Barnett was egregiously taken out of context on this quote. He was responding to a question about Hnida's ability as a football player, but the media construed it as a reply to her allegations that she was raped. I wish I could find the article that I read this in, but I seem to have lost it...

posted by lew at 12:48 PM on February 24, 2004

tommy: Why didnt the girl say anything sooner???? Hellooooo? I don't know her reasons, but I'm inclined to give a little slack to the victim, especially since she's in a situation where more publicity is the last thing she needs in order to fit in. dales15: Additionally, even assuming they did happen, willing women participating in student-run, student-organized "sex parties" is a far cry from rape or sexual assault. The sex parties are a separate matter from the alleged rape.
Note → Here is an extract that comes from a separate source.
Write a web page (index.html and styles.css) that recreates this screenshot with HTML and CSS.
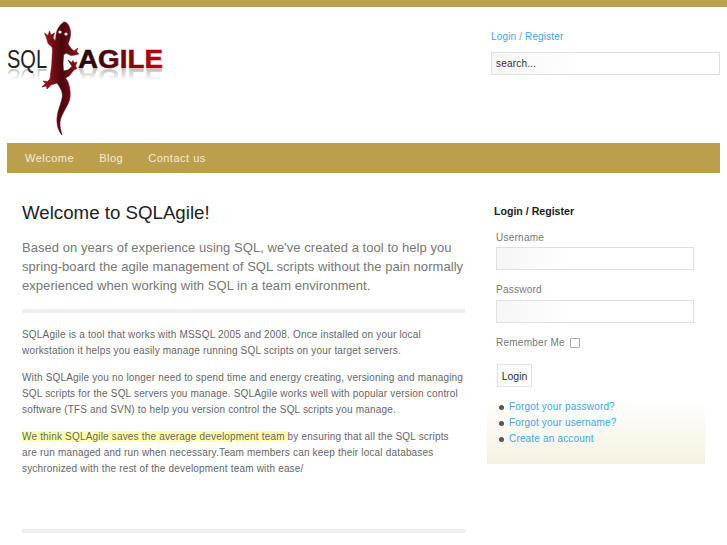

However, they all add up to some pretty damning facts: Barnett had to be aware of the sex parties, he convinced another rape victim to not press charges, and he questioned Hnida's athleticism and belonging shortly after she revealed that she had been raped. Even if you don't think one of those things deserves a firing, taken together they most certainly do. lew: Barnett was egregiously taken out of context on this quote. Regardless of question or context, Barnett should have known better than to discuss Hnida's athletic abilities in that situation. His comments implied that she was undeserving of respect, about the worst thing he could have said when he find out she was raped: "It was obvious Katie was not very good. She was awful. You know what guys do? They respect your ability. You can be 90 years old, but if you can go out and play, they'll respect you. Katie was not only a girl, she was terrible. OK? There's no other way to say it."

posted by dusted at 01:20 PM on February 24, 2004

What dusted said. Precisely.

posted by jeffmshaw at 01:22 PM on February 24, 2004

Pretty much what jeffmshaw said, about what dusted said.